▶ [Source excerpt]

──────

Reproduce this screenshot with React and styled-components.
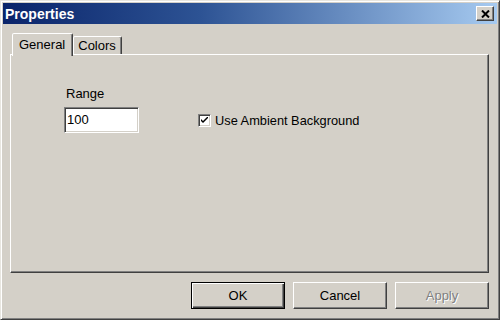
import React from 'react'
import styled, { createGlobalStyle } from 'styled-components'

const GlobalStyle = createGlobalStyle`
  html, body {
    margin: 0;
    padding: 0;
    background: #d4d0c8;
  }
  * {
    box-sizing: border-box;
  }
`

const Window = styled.div`
  width: 500px;
  height: 320px;
  display: flex;
  flex-direction: column;
  background: #d4d0c8;
  border: 1px solid;
  border-color: #e8e6e0 #404040 #404040 #e8e6e0;
  box-shadow: inset 1px 1px #ffffff, inset -1px -1px #808080;
  padding: 2px;
  font-family: 'Liberation Sans', Arial, sans-serif;
  font-size: 13px;
  color: #000;
`

const TitleBar = styled.div`
  height: 21px;
  flex: none;
  display: flex;
  align-items: center;
  justify-content: space-between;
  padding: 0 3px 0 2px;
  background: linear-gradient(to right, #0a246a 0%, #2d5394 40%, #a6caf0 100%);
`

const Title = styled.span`
  color: #ffffff;
  font-weight: bold;
  font-size: 14px;
`

const CloseButton = styled.div`
  width: 18px;
  height: 15px;
  display: flex;
  align-items: center;
  justify-content: center;
  background: #d4d0c8;
  border: 1px solid;
  border-color: #ffffff #404040 #404040 #ffffff;
  box-shadow: inset -1px -1px #808080;
`

const Content = styled.div`
  flex: 1;
  display: flex;
  flex-direction: column;
  padding: 9px 8px 0 7px;
`

const TabStrip = styled.div`
  height: 21px;
  display: flex;
  align-items: flex-end;
  padding-left: 2px;
  position: relative;
  z-index: 1;
`

const Tab = styled.div`
  height: ${p => (p.$active ? '23px' : '18px')};
  margin-bottom: ${p => (p.$active ? '-2px' : '0')};
  padding: ${p => (p.$active ? '3px 7px 0 6px' : '1px 5px 0 4px')};
  background: #d4d0c8;
  border-style: solid;
  border-width: 1px 1px 0 1px;
  border-color: #ffffff #404040 transparent #ffffff;
  border-radius: 2px 2px 0 0;
  box-shadow: inset -1px 0 #808080;
  line-height: 16px;
`

const Panel = styled.div`
  height: 219px;
  border: 1px solid;
  border-color: #ffffff #404040 #404040 #ffffff;
  box-shadow: inset -1px -1px #808080;
  display: flex;
  padding: 0 0 0 53px;
`

const FieldRow = styled.div`
  display: flex;
  align-items: flex-end;
  gap: 59px;
  margin-top: 31px;
  align-self: flex-start;
`

const Field = styled.div`
  display: flex;
  flex-direction: column;
`

const Label = styled.label`
  line-height: 16px;
  padding-left: 2px;
  margin-bottom: 5px;
`

const TextBox = styled.div`
  width: 75px;
  height: 26px;
  background: #ffffff;
  border: 1px solid;
  border-color: #808080 #ffffff #ffffff #808080;
  box-shadow: inset 1px 1px #404040, inset -1px -1px #d4d0c8;
  padding: 3px 0 0 2px;
  line-height: 18px;
`

const CheckRow = styled.div`
  height: 26px;
  display: flex;
  align-items: center;
  gap: 4px;
  font-size: 12.8px;
`

const CheckBox = styled.div`
  width: 13px;
  height: 13px;
  background: #ffffff;
  border: 1px solid;
  border-color: #808080 #ffffff #ffffff #808080;
  box-shadow: inset 1px 1px #404040, inset -1px -1px #d4d0c8;
  display: flex;
  align-items: center;
  justify-content: center;
`

const ButtonRow = styled.div`
  display: flex;
  justify-content: flex-end;
  gap: 8px;
  margin-top: 9px;
`

const Button = styled.div`
  width: 94px;
  height: 27px;
  display: flex;
  align-items: center;
  justify-content: center;
  background: #d4d0c8;
  border: 1px solid;
  border-color: ${p => (p.$default ? '#000000' : '#ffffff #404040 #404040 #ffffff')};
  box-shadow: ${p =>
    p.$default
      ? 'inset 1px 1px #ffffff, inset -1px -1px #404040, inset -2px -2px #808080'
      : 'inset -1px -1px #808080'};
  color: ${p => (p.$disabled ? '#808080' : '#000000')};
  text-shadow: ${p => (p.$disabled ? '1px 1px #ffffff' : 'none')};
`

const App = () => (
  <>
    <GlobalStyle />
    <Window>
      <TitleBar>
        <Title>Properties</Title>
        <CloseButton>
          <svg width="9" height="8" viewBox="0 0 9 8">
            <path d="M1 0.5 L8 7.5 M8 0.5 L1 7.5" stroke="#000" strokeWidth="2" />
          </svg>
        </CloseButton>
      </TitleBar>
      <Content>
        <TabStrip>
          <Tab $active>General</Tab>
          <Tab>Colors</Tab>
        </TabStrip>
        <Panel>
          <FieldRow>
            <Field>
              <Label>Range</Label>
              <TextBox>100</TextBox>
            </Field>
            <CheckRow>
              <CheckBox>
                <svg width="7" height="7" viewBox="0 0 7 7">
                  <path d="M0 2 L0 4 L2 6 L7 1 L7 -1 L2 4 Z" fill="#000" />
                </svg>
              </CheckBox>
              <span>Use Ambient Background</span>
            </CheckRow>
          </FieldRow>
        </Panel>
        <ButtonRow>
          <Button $default>OK</Button>
          <Button>Cancel</Button>
          <Button $disabled>Apply</Button>
        </ButtonRow>
      </Content>
    </Window>
  </>
)

export default App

──────

▶ [Aim] Look for "React" and pull out every line that has it.

▶ [Answer to this task]
Reproduce this screenshot with React and styled-components.
import React from 'react'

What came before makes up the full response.